The bill's fate was uncertain late Thursday. The state Assembly delayed meeting for hours after the legislation squeaked through the Senate.
While the bill needed only a simple majority to pass, Democratic Assembly Speaker Karen Bass was having difficulty rounding up enough votes. Republicans, the minority party in both houses, oppose an early release program.
The challenge in finding sufficient support was illustrated by the example of three Democratic Assembly members who are planning to run for state attorney general next year. They are reluctant to vote for any bill that might make them appear soft on crime, thus handing an advantage to their opponents.
The governor is "committed to working with the Legislature to pass a package that puts public safety first, avoids early release, and achieves the necessary budgetary savings," Schwarzenegger spokesman Matt David said after the governor met with Bass, of Los Angeles, and Senate President Pro Tem Darrell Steinberg.

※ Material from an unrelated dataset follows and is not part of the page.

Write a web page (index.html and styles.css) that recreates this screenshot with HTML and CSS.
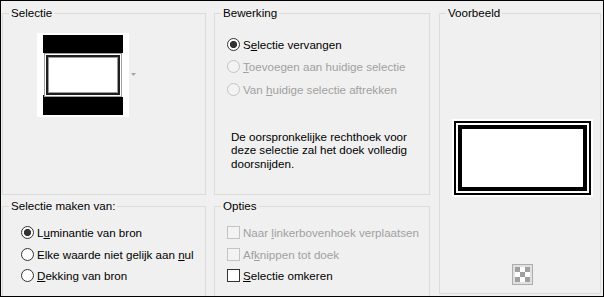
FILE: index.html
```html
<!DOCTYPE html>
<html lang="nl">

<head>
    <meta charset="UTF-8">
    <title>Selectie</title>
    <link rel="stylesheet" href="styles.css">
</head>

<body>

    <!-- Dialog window -->
    <div class="dialog">

        <!-- Source thumbnail -->
        <fieldset class="group">
            <legend>Selectie</legend>
            <div class="source">
                <div class="thumb">
                    <svg width="80" height="80" viewBox="0 0 80 80">
                        <rect x="0" y="0" width="80" height="80" fill="#fff"/>
                        <rect x="0" y="0" width="80" height="18" fill="#000"/>
                        <rect x="0" y="62" width="80" height="18" fill="#000"/>
                        <rect x="1.5" y="18.5" width="77" height="43" fill="none" stroke="#a0a0a0"/>
                        <rect x="4" y="21" width="72" height="38" fill="none" stroke="#1e1e1e" stroke-width="2"/>
                        <rect x="5.5" y="22.5" width="69" height="35" fill="none" stroke="#9a9a9a"/>
                        <rect x="0" y="60" width="1" height="2" fill="#000"/>
                    </svg>
                </div>
                <svg class="drop-arrow" width="5" height="3" viewBox="0 0 5 3">
                    <polygon points="0,0 5,0 2.5,3" fill="#a6a6a6"/>
                </svg>
            </div>
        </fieldset>

        <!-- Edit mode -->
        <fieldset class="group">
            <legend>Bewerking</legend>
            <div class="choices choices-wide">
                <label class="choice"><input type="radio" name="mode" checked><span>S<u>e</u>lectie vervangen</span></label>
                <label class="choice disabled"><input type="radio" name="mode" disabled><span><u>T</u>oevoegen aan huidige selectie</span></label>
                <label class="choice disabled"><input type="radio" name="mode" disabled><span>Van <u>h</u>uidige selectie aftrekken</span></label>
            </div>
            <p class="note">De oorspronkelijke rechthoek voor<br>deze selectie zal het doek volledig<br>doorsnijden.</p>
        </fieldset>

        <!-- Preview -->
        <fieldset class="group preview-group">
            <legend>Voorbeeld</legend>
            <div class="preview-column">
                <div class="preview">
                    <div class="preview-frame">
                        <div class="preview-inner"></div>
                    </div>
                </div>
                <div class="checker-btn">
                    <svg width="15" height="15" viewBox="0 0 15 15">
                        <rect x="0" y="0" width="15" height="15" fill="#fff"/>
                        <rect x="0" y="0" width="5" height="5" fill="#a0a0a0"/>
                        <rect x="10" y="0" width="5" height="5" fill="#a0a0a0"/>
                        <rect x="5" y="5" width="5" height="5" fill="#a0a0a0"/>
                        <rect x="0" y="10" width="5" height="5" fill="#a0a0a0"/>
                        <rect x="10" y="10" width="5" height="5" fill="#a0a0a0"/>
                    </svg>
                </div>
            </div>
        </fieldset>

        <!-- Selection source -->
        <fieldset class="group low">
            <legend>Selectie maken van:</legend>
            <div class="choices choices-left">
                <label class="choice"><input type="radio" name="source" checked><span>L<u>u</u>minantie van bron</span></label>
                <label class="choice"><input type="radio" name="source"><span>Elke waarde niet gelijk aan <u>n</u>ul</span></label>
                <label class="choice"><input type="radio" name="source"><span><u>D</u>ekking van bron</span></label>
            </div>
        </fieldset>

        <!-- Options -->
        <fieldset class="group low">
            <legend>Opties</legend>
            <div class="choices choices-right">
                <label class="choice disabled"><input type="checkbox" disabled><span>Naar <u>l</u>inkerbovenhoek verplaatsen</span></label>
                <label class="choice disabled"><input type="checkbox" disabled><span>Af<u>k</u>nippen tot doek</span></label>
                <label class="choice"><input type="checkbox"><span><u>S</u>electie omkeren</span></label>
            </div>
        </fieldset>

    </div>

</body>

</html>
```

FILE: styles.css
```css
/* Page */
body {
    margin: 0;
    background-color: #f0f0f0;
    font-family: "Liberation Sans", Arial, sans-serif;
    font-size: 11.6px;
    color: #000;
}

/* Dialog window layout */
.dialog {
    width: 604px;
    height: 297px;
    box-sizing: border-box;
    border: 1px solid #000;
    background-color: #f0f0f0;
    padding: 4px 0 0 1px;
    overflow: hidden;
    display: grid;
    grid-template-columns: 204px 216px 163px;
    grid-template-rows: 190px 110px;
    column-gap: 8px;
    row-gap: 3px;
}

/* Group boxes */
.group {
    margin: 0;
    padding: 0;
    min-width: 0;
    border: 1px solid #dcdcdc;
}

.group legend {
    margin-left: 6px;
    padding: 0 2px;
    line-height: 16px;
}

.low {
    height: 110px;
    box-sizing: border-box;
}

/* Source thumbnail */
.source {
    display: flex;
    align-items: center;
    margin: 12px 0 0 34px;
}

.thumb {
    background-color: #fff;
    padding: 2px 6px;
    line-height: 0;
}

.drop-arrow {
    margin-left: 2px;
    margin-top: -1px;
}

/* Radio and checkbox rows */
.choices {
    display: flex;
    flex-direction: column;
}

.choices-wide {
    margin: 12px 0 0 12px;
}

.choices-left {
    margin: 8px 0 0 18px;
}

.choices-right {
    margin: 8px 0 0 12px;
}

.choice {
    display: flex;
    align-items: center;
    gap: 3px;
    height: 21.5px;
    white-space: nowrap;
}

.choices-wide .choice {
    height: 22.5px;
}

.choice u {
    text-underline-offset: 1px;
}

.choice input {
    appearance: none;
    margin: 0;
    width: 13px;
    height: 13px;
    box-sizing: border-box;
    border: 1px solid #333;
    background-color: #fff;
    flex-shrink: 0;
}

.choice input[type="radio"] {
    border-radius: 50%;
}

.choice input[type="radio"]:checked {
    background: radial-gradient(circle, #333 0 3.3px, #fff 3.9px);
}

.choice.disabled {
    color: #a0a0a0;
}

.choice.disabled input {
    border-color: #c4c4c4;
    background-color: #f3f3f3;
}

/* Description text */
.note {
    margin: 29.5px 0 0 16px;
    line-height: 13.3px;
}

/* Preview */
.preview-group {
    grid-column: 3;
    grid-row: 1 / 3;
    height: 289px;
    box-sizing: border-box;
    margin-left: 1px;
}

.preview-column {
    display: flex;
    flex-direction: column;
    align-items: center;
    padding-left: 4px;
}

.preview {
    width: 141px;
    height: 78px;
    box-sizing: border-box;
    margin-top: 98px;
    padding: 2px;
    background-color: #fff;
}

.preview-frame {
    height: 100%;
    box-sizing: border-box;
    border: 2px solid #000;
    padding: 2px;
}

.preview-inner {
    height: 100%;
    box-sizing: border-box;
    border: 4px solid #000;
    background-color: #fff;
}

.checker-btn {
    width: 21px;
    height: 21px;
    box-sizing: border-box;
    margin-top: 67px;
    border: 1px solid #adadad;
    background-color: #e1e1e1;
    padding: 2px;
    line-height: 0;
}
```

The administration previously said failure of the bill would force California to find other ways to release inmates, in part because federal judges this summer ordered the state to reduce its inmate population by 40,000 over two years.
Republicans offered angry denouncements as the debate unfolded earlier Thursday on the Senate floor. They said provisions to reduce some crimes to misdemeanors, release certain inmates before they have completed their sentences and ease conditions for parole would be a threat to public safety.
Sen. George Runner, R-Lancaster, said he could guarantee a future ballot initiative to repeal the bill if it becomes law.
"This is such an over-the-top threat to public safety to the people of California, that I guarantee there will be a referendum," he said.
The debate over prison spending and California's chronic inmate overcrowding took on renewed urgency when more than 1,000 inmates rioted Aug. 8 at the California Institution for Men in Southern California. The prison was designed to hold about half as many inmates, although investigators weren't certain crowding helped spark the racially charged riot.
The measure passed the Senate on a 21-19 vote. It had just enough votes to pass, with four Democrats and all Republicans opposed.
"This is an opportunity to do better and to begin to change the embarrassing fact that we spend more money on prisons than we do the University of California system," said Senate President Pro Tem Darrell Steinberg, a Democrat from Sacramento.
The bill being considered Thursday was a holdover from the budget-balancing deal lawmakers and Schwarzenegger struck a month ago. They said at the time that cutting $1.2 billion from the corrections budget was part of their plan to close a deficit then estimated at $26 billion, but they did not detail how those cuts would be made.
It's those details lawmakers are now debating during their first week back from summer break.
If also approved by the Assembly, the governor's proposal would release or divert from state prisons 27,000 inmates in the current fiscal year and another 10,000 in the fiscal year that begins next July.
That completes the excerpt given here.